As I figure out this new writing life, A Walker in the Suburbs remains a constant. It’s a laboratory, a playground, an experiment. It’s where I celebrate books, travel and the strange little thoughts I have.

And on this clear, bright February 7th, my birthday wish for the blog is … more of the same.

Winnowing

Winnowing

I’m in a transitional generation, one that has both real and virtual clean-up duties. Not only do I need to tidy up my computer desktop, to create file folders and organize documents and photos within them, I must also deal with the hundreds of real file folders in cabinets in my basement. And those are much heavier. 

They are also filled with gems: Long-ago memos, tattered and worn. Assignment letters from editors who were my mentors and also my friends. Reams of research. Pink “While You Were Away” phone message slips.

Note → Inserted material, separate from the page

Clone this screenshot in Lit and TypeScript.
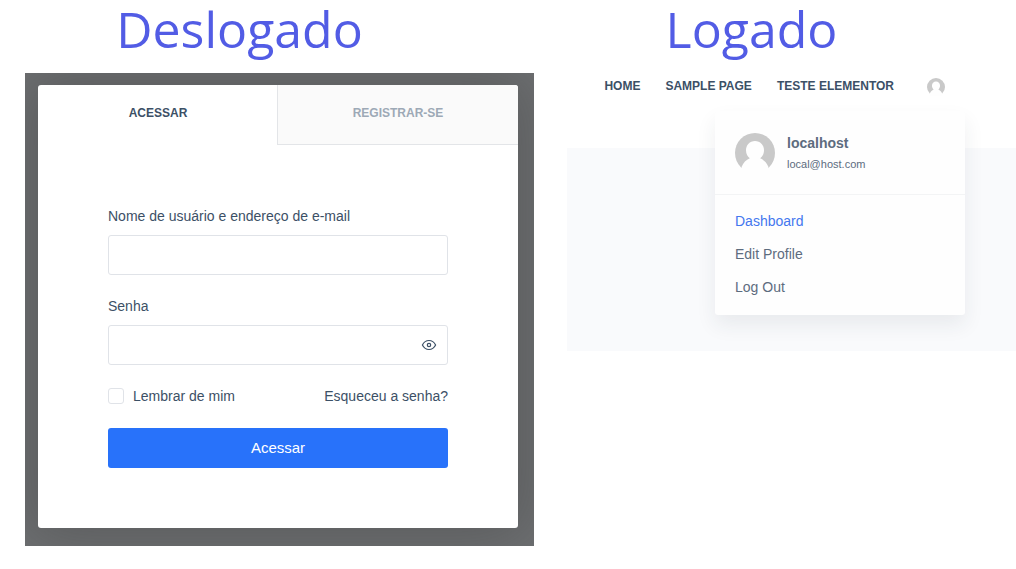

Studies gathered the old-fashioned way, by going into a brick-and-mortar library, finding the journal and photocopying the pages. 

And then there are the interview notes, all in my near-impossible-to-read scribble. I’ve tossed pounds and pounds of them, saving only the ones where I’ve spoken with dear friends or eminent experts. 

As I winnow my way through each folder, I remember how hard I worked to assemble that information, conduct those interviews, take and process those notes. Which baby was I holding at the time? Which child was hanging on my leg?  A part of me thinks I should leave these folders alone; they are too precious to process. But another part of me is greedy for space, for empty file drawers. And these days, that part is winning out.